Anya Fernald is far from an unknown. She’s GOOP-approved (“a bit of a badass”); she’s been profiled in the New Yorker (“the exuberant energy of a team of wayward ponies”) and Food and Wine (“globe-trotting, glam CEO”); and she’s been a guest judge on shows like Iron Chef America.
But since opening her northern California-based farm and butchery Belcampo Meat Co. in 2012, she hasn’t penetrated New York City until this week, when a restaurant will open on the fourth floor of the Shops at Hudson Yards. Though New York’s no stranger to whole-animal butchery and grass-fed meat, the city has nothing quite like Belcampo — a company that’s the farm, the slaughterhouse, and the cooks, all rolled into one.

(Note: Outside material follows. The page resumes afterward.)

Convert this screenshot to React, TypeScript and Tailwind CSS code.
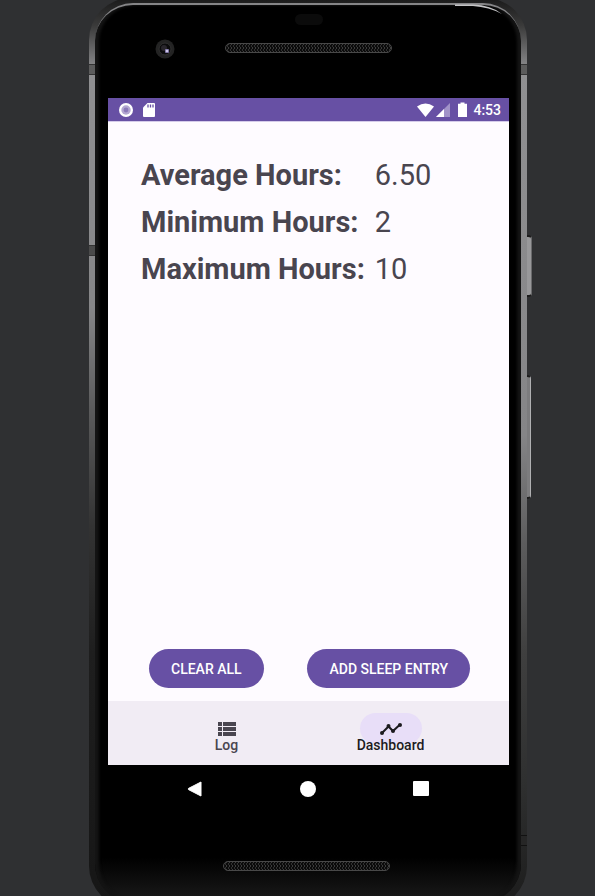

It will manifest here as a brightly lit restaurant with counter-service ordering, which people can either take to-go or to eat in an 80-seat dining room. Diners who sit down will get some service; staff will refresh drinks and take extra orders there. Bone broth will be on tap. Dishes will range from a breakfast sandwich and a chicken cobb salad to a half-pound, 28-day dry-aged burger with white cheddar cheese and a more indulgent 100-day dry-aged burger with raclette. A separate bar with cocktails, beer, and wine by the glass will have full-service form a bartender, where specials like a poutine or carpaccio will be available. (See the full opening menu below.)
Fernald’s delay in NYC is partly a matter of logistics. Belcampo’s whole thing is vertical integration for responsible meat consumption: The company owns nearly 50,000 acres of farmland with an ethos of humanely raised cows, chickens, pigs, and other animals, and it processes and packages them as well. Her goal is to make humane, sustainable meat available at a much larger scale, an ambition that continues today. Press came quickly after — “It’s a woman-led company; it’s a meat company. I was tapped as ‘you’re promising and interesting,’” she says — and fast-casual restaurants followed.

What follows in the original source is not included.